◆ RECORDED DATA
↓↓↓
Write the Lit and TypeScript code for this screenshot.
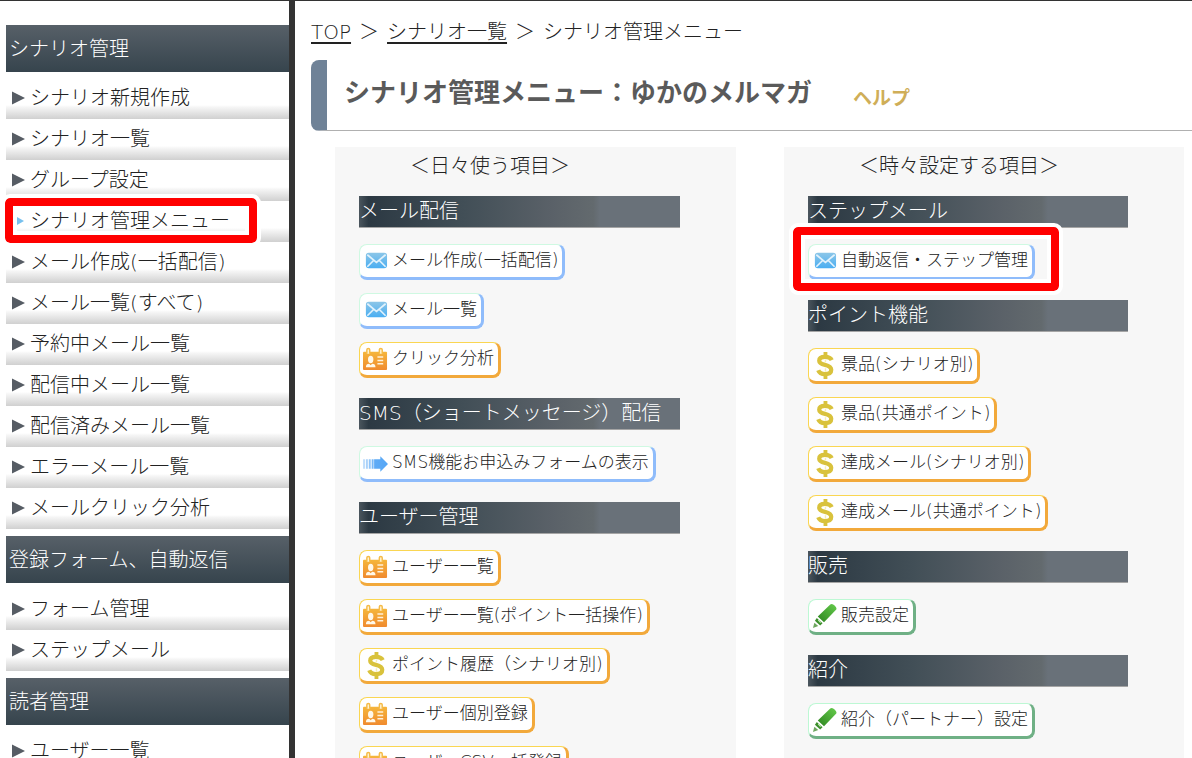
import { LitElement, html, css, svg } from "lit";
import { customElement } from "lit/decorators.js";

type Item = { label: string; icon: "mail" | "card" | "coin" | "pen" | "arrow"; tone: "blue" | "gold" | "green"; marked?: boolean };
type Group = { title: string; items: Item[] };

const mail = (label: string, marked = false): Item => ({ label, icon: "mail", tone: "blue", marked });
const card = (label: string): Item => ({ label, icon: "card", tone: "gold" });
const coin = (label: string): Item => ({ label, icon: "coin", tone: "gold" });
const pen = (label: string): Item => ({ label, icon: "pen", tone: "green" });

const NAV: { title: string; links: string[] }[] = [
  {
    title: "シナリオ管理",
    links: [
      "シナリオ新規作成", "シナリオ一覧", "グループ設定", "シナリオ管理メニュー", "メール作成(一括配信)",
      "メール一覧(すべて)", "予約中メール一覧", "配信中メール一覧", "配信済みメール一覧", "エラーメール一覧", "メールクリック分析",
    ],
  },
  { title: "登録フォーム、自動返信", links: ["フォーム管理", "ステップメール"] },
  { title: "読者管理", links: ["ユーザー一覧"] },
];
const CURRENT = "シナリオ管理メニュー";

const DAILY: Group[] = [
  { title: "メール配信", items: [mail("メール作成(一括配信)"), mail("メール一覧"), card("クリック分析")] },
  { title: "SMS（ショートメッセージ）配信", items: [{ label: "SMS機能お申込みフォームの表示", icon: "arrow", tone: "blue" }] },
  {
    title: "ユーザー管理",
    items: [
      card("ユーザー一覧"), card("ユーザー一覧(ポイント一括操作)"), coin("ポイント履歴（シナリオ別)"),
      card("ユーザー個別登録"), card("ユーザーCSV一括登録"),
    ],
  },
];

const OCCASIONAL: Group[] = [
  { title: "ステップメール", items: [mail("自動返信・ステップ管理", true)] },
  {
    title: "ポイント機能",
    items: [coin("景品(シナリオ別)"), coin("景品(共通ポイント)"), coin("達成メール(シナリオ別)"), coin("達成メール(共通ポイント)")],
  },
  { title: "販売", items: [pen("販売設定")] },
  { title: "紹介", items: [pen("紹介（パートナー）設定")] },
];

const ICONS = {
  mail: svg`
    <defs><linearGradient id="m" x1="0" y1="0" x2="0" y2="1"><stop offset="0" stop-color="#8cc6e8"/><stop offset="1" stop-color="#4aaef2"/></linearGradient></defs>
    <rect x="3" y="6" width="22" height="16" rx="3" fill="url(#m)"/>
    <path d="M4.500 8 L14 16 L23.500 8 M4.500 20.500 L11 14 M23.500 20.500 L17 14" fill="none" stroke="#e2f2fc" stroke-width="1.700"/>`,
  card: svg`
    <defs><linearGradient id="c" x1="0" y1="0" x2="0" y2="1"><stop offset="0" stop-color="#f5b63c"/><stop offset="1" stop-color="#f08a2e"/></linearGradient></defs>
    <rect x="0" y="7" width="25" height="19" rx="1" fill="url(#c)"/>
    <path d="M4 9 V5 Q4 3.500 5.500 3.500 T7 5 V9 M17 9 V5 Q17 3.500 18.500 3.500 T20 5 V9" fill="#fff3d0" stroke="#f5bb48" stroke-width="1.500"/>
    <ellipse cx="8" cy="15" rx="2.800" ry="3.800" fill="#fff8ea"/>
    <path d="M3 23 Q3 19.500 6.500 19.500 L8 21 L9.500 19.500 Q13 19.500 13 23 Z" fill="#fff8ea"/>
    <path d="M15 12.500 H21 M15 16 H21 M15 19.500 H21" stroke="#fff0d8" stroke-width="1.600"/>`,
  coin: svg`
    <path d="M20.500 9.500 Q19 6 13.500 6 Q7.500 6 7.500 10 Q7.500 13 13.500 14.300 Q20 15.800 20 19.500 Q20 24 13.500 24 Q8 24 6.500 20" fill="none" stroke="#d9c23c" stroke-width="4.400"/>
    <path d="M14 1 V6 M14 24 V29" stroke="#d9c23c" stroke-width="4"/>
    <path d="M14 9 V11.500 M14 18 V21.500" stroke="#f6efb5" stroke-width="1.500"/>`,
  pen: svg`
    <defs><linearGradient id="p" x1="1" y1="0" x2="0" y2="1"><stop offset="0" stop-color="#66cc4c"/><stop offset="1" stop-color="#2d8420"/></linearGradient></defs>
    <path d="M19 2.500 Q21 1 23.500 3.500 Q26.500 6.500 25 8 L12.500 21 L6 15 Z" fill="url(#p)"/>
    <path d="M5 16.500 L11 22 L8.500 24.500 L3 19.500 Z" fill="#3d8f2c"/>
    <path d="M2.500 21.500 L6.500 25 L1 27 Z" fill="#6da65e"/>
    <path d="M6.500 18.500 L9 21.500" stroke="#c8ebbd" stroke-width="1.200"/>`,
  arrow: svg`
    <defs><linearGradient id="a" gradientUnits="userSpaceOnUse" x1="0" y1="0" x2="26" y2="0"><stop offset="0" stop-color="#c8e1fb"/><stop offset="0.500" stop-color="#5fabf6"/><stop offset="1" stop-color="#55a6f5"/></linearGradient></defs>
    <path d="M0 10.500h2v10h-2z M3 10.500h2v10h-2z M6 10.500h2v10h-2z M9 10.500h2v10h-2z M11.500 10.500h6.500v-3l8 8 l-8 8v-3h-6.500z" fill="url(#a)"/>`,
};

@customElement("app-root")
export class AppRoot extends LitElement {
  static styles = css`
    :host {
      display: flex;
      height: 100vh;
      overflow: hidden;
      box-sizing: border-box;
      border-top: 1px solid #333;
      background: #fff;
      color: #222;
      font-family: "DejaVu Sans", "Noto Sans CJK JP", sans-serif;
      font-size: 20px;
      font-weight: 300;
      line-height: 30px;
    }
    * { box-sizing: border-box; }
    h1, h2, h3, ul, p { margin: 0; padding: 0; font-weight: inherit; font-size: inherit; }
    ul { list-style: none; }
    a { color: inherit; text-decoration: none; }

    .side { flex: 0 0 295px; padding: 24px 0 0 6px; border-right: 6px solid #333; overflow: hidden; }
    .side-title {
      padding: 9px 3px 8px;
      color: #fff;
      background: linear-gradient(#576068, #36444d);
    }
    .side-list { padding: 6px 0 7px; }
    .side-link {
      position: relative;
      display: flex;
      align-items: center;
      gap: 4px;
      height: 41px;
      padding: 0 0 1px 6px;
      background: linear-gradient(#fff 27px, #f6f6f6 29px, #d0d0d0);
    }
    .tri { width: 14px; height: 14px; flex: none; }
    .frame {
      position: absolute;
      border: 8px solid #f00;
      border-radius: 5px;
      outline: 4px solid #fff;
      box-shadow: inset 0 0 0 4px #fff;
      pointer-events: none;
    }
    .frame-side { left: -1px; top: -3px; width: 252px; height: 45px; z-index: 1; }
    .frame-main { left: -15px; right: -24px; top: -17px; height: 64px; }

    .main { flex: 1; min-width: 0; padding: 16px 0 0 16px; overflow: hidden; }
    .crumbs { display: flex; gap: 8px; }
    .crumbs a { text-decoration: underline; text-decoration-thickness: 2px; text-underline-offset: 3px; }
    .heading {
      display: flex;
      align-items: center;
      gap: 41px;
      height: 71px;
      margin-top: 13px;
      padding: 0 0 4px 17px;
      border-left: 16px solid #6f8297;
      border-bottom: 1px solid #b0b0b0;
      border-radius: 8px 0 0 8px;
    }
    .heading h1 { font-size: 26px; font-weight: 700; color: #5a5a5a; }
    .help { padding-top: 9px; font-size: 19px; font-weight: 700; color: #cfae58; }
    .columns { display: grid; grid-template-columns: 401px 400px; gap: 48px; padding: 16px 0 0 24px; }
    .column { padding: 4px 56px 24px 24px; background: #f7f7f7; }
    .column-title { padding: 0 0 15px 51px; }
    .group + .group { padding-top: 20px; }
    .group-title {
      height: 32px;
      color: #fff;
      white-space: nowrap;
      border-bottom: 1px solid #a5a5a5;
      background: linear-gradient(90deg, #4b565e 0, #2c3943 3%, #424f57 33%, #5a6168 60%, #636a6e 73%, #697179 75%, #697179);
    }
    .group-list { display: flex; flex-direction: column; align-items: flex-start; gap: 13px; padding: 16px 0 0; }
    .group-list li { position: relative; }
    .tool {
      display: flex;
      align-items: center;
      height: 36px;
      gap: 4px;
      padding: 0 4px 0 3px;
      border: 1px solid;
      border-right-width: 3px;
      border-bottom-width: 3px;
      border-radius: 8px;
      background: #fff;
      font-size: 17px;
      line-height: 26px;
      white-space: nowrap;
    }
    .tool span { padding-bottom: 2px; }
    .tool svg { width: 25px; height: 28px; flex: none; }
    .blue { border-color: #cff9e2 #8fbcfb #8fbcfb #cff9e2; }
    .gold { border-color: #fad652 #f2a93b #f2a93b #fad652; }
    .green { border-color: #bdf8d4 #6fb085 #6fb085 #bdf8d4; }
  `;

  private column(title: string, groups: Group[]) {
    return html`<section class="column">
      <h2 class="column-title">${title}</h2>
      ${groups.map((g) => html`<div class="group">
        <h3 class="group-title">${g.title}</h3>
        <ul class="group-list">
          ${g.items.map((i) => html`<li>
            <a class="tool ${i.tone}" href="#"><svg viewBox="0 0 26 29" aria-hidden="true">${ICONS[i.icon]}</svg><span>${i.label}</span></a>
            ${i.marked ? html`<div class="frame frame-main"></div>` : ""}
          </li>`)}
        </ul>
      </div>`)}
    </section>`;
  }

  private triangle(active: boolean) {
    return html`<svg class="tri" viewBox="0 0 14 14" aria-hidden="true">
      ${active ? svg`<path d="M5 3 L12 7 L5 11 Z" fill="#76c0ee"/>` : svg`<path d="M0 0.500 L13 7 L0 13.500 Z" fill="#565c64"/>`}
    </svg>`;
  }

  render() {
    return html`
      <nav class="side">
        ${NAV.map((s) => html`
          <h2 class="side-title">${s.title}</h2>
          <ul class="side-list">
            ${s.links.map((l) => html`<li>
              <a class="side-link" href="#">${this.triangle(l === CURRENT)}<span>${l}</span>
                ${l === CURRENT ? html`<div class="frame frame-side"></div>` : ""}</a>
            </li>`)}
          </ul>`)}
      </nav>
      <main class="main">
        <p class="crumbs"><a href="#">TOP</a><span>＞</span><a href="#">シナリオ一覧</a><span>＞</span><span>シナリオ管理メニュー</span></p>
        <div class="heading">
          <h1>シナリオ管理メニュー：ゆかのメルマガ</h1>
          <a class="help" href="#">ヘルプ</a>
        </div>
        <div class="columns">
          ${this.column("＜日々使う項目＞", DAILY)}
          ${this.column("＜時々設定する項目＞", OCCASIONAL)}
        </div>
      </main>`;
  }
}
↑↑↑
◆ TASK OBJECTIVE
Return the material line for line, from its beginning to the line that contains "string; items: Item[]", with the pictures left out.

◆ THE RESULT
Write the Lit and TypeScript code for this screenshot.
import { LitElement, html, css, svg } from "lit";
import { customElement } from "lit/decorators.js";

type Item = { label: string; icon: "mail" | "card" | "coin" | "pen" | "arrow"; tone: "blue" | "gold" | "green"; marked?: boolean };
type Group = { title: string; items: Item[] };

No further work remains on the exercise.